## start Material for the task

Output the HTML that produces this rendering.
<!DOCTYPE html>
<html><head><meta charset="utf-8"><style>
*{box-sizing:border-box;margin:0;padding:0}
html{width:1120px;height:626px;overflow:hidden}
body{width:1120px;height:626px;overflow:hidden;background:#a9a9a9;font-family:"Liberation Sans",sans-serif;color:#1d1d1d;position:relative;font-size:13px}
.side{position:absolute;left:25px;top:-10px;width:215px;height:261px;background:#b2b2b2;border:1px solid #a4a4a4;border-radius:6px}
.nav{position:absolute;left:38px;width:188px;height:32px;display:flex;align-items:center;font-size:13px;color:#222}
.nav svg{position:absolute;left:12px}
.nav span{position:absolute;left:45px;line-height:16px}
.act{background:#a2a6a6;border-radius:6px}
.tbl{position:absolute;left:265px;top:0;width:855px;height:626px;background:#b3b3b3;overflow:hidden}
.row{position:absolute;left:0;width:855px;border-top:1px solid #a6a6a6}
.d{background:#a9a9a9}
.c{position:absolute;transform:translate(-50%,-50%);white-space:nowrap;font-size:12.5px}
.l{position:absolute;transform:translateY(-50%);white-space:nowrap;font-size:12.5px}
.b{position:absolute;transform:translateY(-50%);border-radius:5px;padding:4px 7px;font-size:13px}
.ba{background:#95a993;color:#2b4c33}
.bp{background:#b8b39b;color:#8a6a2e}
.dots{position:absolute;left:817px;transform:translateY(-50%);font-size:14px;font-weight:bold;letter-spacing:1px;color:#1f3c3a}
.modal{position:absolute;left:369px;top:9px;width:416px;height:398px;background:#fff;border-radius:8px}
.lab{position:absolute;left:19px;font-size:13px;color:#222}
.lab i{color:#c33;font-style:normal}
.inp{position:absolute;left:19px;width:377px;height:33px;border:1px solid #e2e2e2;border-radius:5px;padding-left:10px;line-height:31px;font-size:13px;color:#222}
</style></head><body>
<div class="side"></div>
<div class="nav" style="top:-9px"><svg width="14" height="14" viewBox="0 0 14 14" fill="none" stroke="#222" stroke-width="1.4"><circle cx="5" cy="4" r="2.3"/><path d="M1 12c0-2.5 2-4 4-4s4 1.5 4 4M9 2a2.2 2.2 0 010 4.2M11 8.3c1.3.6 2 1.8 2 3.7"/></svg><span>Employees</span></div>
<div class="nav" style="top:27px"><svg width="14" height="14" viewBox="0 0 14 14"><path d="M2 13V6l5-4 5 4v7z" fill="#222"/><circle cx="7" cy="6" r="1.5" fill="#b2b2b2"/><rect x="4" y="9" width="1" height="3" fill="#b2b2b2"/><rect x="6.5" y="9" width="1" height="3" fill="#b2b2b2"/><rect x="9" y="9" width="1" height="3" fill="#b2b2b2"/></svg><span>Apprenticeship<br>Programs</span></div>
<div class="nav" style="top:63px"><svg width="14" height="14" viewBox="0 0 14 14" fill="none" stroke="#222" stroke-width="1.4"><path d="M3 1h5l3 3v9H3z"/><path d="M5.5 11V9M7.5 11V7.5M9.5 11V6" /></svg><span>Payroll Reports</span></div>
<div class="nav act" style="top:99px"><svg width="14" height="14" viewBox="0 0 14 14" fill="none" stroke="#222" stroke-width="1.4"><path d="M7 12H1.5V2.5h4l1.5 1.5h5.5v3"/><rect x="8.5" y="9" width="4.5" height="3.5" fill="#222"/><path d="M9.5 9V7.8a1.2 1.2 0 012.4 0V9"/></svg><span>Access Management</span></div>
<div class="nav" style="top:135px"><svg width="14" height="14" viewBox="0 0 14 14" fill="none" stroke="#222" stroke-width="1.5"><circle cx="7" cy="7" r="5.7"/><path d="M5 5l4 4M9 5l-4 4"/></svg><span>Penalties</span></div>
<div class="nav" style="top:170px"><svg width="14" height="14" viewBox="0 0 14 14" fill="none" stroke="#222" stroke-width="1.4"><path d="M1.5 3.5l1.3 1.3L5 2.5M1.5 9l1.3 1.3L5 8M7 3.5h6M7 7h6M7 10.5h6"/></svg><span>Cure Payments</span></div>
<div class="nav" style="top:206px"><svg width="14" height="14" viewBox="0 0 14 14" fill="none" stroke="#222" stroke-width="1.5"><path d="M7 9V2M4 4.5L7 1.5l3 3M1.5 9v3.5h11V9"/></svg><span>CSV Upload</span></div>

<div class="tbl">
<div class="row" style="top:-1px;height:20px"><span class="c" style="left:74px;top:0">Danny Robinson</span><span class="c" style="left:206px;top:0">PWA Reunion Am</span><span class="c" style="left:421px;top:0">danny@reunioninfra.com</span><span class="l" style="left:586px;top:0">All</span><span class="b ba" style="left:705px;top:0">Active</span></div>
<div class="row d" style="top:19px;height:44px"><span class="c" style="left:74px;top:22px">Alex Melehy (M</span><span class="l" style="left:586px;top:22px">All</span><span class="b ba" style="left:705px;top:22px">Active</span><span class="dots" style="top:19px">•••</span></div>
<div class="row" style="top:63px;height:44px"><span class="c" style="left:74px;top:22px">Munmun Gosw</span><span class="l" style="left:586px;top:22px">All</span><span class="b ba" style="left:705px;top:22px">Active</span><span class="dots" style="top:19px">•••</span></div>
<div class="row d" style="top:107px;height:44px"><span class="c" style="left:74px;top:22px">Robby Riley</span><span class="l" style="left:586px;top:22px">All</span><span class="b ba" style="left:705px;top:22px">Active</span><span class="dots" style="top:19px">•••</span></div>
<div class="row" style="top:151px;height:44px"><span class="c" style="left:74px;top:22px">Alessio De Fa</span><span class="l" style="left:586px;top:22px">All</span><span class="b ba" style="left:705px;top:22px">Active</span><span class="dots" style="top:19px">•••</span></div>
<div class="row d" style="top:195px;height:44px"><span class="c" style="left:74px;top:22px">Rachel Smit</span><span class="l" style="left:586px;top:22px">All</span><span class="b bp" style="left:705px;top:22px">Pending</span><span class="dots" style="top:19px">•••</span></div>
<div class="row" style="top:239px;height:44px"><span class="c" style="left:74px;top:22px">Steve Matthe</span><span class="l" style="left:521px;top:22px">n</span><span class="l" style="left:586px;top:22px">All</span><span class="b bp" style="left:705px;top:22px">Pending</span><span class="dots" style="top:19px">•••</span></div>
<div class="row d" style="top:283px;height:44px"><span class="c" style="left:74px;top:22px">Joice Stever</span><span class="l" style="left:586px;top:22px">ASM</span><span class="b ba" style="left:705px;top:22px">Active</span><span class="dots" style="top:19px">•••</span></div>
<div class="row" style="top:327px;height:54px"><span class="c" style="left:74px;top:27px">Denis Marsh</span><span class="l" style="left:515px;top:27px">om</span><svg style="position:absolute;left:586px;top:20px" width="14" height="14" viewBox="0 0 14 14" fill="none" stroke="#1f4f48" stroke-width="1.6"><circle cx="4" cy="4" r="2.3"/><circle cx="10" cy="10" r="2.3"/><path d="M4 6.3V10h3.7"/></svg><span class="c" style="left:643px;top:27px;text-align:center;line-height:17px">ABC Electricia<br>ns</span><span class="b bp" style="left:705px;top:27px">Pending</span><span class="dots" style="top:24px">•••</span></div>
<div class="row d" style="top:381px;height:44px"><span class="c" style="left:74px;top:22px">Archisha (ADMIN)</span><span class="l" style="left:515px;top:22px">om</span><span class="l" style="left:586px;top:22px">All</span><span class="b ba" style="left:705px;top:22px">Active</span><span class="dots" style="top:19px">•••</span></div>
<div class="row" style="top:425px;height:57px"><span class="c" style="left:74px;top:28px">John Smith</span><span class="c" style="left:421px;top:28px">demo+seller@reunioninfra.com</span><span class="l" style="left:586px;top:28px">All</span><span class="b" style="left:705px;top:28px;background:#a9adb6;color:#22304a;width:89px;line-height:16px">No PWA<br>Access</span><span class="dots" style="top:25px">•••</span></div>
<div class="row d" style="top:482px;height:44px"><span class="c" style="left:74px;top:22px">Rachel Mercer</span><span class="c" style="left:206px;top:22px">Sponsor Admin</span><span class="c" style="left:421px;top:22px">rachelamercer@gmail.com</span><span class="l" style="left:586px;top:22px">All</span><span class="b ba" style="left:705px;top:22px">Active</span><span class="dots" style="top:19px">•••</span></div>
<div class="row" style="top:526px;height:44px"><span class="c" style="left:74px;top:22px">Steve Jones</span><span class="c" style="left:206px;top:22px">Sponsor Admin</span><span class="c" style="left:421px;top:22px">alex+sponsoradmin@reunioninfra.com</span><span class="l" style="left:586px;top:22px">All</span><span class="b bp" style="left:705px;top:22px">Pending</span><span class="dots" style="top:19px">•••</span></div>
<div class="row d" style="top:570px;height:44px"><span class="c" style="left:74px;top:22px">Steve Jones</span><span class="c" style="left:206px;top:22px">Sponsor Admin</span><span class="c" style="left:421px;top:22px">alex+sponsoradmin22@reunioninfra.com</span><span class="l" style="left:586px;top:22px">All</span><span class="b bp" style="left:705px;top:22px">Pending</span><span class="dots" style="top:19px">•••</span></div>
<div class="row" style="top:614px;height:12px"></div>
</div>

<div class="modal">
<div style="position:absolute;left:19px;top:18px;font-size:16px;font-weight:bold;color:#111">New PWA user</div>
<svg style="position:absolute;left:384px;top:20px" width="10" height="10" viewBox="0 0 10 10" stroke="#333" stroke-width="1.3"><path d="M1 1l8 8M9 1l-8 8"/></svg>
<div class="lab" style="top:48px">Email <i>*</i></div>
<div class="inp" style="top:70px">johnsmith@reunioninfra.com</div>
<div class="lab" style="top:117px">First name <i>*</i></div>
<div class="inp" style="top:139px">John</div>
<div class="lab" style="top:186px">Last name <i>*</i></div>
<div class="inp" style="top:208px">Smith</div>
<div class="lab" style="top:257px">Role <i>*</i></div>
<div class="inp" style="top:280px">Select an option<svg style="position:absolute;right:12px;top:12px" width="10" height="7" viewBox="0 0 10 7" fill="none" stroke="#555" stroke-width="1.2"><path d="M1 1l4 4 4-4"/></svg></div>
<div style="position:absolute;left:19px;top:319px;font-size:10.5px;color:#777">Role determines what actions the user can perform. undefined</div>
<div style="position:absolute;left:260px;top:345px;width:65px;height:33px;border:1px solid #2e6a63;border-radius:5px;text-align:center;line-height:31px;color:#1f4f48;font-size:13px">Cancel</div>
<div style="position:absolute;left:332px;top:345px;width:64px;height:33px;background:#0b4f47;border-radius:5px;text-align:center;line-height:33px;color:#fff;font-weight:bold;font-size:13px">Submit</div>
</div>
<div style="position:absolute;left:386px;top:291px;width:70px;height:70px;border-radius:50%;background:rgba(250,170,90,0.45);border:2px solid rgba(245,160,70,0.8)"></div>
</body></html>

## end Material for the task
## start Material for the task

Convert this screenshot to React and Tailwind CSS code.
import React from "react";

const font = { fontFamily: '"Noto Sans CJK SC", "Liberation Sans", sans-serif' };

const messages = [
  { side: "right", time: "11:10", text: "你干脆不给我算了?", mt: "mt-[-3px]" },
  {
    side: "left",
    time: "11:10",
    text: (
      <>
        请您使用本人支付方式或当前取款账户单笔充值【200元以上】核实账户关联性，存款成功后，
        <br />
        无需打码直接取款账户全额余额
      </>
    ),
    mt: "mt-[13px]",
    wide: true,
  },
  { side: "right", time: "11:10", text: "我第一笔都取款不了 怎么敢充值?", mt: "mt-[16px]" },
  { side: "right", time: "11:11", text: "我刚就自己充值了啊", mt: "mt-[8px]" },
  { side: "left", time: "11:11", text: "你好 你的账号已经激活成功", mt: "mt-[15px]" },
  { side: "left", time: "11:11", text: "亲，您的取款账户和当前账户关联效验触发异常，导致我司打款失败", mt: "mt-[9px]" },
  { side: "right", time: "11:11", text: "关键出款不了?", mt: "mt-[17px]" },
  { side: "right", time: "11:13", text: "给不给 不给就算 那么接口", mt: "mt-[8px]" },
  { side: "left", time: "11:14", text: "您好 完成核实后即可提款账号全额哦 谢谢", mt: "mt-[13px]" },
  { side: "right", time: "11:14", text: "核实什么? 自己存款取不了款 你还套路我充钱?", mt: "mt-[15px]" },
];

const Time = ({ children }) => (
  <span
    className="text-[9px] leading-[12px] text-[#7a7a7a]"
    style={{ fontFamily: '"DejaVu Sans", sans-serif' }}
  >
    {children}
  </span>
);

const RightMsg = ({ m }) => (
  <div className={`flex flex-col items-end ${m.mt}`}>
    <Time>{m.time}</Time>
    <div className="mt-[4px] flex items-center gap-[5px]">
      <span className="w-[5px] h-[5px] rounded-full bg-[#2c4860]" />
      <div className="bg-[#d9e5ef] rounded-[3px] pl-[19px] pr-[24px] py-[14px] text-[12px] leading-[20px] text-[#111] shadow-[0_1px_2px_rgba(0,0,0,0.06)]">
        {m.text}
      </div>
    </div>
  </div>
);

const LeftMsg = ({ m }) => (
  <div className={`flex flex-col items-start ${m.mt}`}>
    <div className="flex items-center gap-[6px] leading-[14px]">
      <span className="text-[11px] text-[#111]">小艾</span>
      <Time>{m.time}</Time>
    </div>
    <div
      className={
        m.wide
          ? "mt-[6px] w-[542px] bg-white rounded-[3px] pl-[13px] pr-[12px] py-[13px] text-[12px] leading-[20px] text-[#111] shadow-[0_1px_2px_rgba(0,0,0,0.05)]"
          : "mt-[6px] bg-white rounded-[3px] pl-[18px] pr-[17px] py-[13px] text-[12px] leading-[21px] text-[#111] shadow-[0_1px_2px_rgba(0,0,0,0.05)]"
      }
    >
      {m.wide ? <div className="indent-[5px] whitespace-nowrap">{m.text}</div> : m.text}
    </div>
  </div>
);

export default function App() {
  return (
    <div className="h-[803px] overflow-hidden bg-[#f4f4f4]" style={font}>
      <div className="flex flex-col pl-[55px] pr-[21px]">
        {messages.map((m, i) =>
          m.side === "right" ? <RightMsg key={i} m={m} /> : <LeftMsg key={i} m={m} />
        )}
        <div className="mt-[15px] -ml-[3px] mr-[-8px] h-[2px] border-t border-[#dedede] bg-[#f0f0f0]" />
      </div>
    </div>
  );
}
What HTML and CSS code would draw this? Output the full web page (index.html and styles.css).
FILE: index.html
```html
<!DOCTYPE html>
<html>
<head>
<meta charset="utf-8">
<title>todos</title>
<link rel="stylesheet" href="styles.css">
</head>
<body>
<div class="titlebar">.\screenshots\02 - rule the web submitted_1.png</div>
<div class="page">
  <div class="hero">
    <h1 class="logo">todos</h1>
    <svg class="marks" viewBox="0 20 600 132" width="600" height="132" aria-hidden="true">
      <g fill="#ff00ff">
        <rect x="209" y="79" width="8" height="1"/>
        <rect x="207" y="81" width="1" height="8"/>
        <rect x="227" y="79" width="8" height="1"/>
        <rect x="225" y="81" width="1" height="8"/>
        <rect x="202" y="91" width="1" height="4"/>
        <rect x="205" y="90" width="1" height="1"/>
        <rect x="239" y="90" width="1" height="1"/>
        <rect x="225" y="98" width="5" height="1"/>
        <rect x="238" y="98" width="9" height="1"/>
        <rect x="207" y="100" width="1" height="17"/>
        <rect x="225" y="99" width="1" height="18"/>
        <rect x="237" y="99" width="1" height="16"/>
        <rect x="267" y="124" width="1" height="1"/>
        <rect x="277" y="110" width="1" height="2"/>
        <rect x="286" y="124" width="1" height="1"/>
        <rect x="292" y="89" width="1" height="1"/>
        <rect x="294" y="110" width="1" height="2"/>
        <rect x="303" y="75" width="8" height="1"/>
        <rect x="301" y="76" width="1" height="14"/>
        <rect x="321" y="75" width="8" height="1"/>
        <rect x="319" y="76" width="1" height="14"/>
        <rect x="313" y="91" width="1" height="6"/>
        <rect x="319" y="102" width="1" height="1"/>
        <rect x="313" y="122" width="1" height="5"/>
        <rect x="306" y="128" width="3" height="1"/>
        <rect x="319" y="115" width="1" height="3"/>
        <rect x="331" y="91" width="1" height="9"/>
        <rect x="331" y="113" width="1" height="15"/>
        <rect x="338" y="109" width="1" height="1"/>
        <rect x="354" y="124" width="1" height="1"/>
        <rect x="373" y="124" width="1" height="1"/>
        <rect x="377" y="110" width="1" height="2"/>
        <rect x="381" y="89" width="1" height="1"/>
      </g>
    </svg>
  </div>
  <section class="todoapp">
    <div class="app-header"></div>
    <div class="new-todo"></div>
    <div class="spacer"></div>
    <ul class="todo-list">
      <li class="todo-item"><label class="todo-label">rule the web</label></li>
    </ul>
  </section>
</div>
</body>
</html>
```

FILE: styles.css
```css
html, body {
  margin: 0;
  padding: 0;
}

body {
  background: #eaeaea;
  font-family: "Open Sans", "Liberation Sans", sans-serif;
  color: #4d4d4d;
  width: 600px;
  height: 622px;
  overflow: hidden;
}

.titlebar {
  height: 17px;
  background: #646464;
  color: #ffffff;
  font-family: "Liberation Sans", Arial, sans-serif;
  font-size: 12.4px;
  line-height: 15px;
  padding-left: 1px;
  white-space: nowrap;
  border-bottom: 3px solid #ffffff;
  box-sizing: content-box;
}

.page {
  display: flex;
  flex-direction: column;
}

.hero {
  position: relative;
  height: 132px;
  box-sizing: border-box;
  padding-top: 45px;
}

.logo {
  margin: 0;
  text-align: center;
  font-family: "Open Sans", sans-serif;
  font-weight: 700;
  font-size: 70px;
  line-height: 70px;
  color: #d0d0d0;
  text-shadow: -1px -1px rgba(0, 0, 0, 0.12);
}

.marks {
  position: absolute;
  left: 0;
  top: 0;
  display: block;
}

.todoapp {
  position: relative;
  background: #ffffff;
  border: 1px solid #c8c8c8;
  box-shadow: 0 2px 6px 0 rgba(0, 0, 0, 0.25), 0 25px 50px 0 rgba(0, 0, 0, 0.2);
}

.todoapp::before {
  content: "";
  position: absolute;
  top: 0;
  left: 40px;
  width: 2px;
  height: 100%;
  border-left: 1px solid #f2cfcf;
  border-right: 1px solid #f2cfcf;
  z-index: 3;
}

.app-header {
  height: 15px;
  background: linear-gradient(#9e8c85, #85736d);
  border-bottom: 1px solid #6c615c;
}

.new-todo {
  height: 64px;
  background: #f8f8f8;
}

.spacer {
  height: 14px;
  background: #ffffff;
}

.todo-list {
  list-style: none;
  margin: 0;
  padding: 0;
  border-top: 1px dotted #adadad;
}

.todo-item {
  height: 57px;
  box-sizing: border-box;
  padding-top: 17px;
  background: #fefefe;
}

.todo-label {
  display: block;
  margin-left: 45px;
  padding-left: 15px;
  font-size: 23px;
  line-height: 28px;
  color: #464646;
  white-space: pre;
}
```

## end Material for the task

> _What you should do_: Count every line in the preceding entries where the string "this" appears, then state only the total.

> _The completed task_: 3